The Liberals in Victoria vehemently deny that they have done a deal with the Labor Party, but the Nationals don’t believe them. Nor, it seems, do most of the commentators.
But the frenzy over Labor preferences in National Party seats – which, if Labor sticks to the current version of its how-to-vote card, will go to the Liberals – just demonstrates why a deal isn’t necessary.
Labor doesn’t need any quid pro quo for throwing an apple of discord among the opposition parties; the reaction it’s been getting is plenty reward enough.
According to this morning’s Age, the Nationals are “planning an anti-Liberal advertising assault throughout country Victoria.” Back in 2002, the Nationals attacked the Liberals in return for getting Labor preferences; this year, they’re attacking them in retaliation for not getting them. Le plus ça change …
Also in The Age, Tim Colebatch reviews the plight of the Nationals, with a short history lesson. Although the National (formerly Country) Party “between 1924 and 1952 … was the dominant force in Victorian politics”, he points out that “since 1952 it has been the party on the cross-benches, except for seven years as a very junior coalition partner in the Kennett government.
This may come as a surprise to readers in other states. John Howard, who last weekend called for the return of the Victorian Coalition, is used to New South Wales politics, where it’s a longstanding truism that the Liberals can never win without the National Party.
But in Victoria, the National Party hasn’t held the balance of power in the 50 years since fair electoral boundaries were introduced.

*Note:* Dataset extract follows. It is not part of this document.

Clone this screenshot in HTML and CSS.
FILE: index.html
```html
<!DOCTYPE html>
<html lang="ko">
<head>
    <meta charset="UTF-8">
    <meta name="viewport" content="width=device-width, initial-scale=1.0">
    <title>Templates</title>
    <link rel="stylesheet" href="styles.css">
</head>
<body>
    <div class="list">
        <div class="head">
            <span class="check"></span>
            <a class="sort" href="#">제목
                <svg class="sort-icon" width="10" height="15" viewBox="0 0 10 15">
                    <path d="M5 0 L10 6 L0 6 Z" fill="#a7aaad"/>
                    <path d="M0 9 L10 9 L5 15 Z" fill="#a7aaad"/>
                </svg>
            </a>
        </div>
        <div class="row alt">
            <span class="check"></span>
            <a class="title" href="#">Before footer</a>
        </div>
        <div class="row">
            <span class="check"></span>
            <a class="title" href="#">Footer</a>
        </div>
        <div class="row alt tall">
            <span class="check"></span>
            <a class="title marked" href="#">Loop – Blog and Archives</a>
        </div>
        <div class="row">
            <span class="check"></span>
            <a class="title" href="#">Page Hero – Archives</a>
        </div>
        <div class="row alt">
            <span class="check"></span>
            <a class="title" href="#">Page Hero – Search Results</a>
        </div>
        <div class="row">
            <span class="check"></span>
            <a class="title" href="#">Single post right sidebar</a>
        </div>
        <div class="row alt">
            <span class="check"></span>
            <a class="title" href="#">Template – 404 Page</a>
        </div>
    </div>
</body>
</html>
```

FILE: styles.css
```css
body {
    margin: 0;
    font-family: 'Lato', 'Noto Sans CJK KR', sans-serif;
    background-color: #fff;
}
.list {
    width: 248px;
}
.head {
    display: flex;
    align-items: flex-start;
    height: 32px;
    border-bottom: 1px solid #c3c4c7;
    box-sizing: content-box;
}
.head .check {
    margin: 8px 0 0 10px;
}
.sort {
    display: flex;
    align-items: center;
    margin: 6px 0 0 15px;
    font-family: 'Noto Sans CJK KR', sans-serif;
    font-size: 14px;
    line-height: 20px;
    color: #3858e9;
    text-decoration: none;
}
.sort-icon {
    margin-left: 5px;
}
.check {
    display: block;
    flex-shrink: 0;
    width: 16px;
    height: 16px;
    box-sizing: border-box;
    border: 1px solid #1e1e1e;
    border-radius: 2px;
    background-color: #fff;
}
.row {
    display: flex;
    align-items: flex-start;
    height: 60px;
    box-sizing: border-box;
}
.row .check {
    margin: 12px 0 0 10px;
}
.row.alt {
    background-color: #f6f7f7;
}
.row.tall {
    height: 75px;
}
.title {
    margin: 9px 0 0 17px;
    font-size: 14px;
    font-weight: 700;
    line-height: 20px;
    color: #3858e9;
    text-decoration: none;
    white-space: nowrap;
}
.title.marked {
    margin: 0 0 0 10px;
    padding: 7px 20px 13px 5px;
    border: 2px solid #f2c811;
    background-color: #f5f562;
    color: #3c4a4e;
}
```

Jeff Kennett allowed it back into government, but he never had to: the Liberals had a clear majority in their own right.
Apart from that, the last Coalition government in Victoria took office in 1947. It collapsed after a year, and the two parties have been more often than not at each other’s throats since.
I think Colebatch overstates his case a little; it’s not true that the Country Party once commanded 25% of the vote (its peak was 18.7% in 1945), and its collapse this year is not foreordained either: large shifts do happen in country seats, where sitting MPs command large personal votes, and even without Labor preferences I wouldn’t write off any of the lower house Nationals.
But the days when the Nationals were the kingmakers of Victorian politics seem to be well and truly over.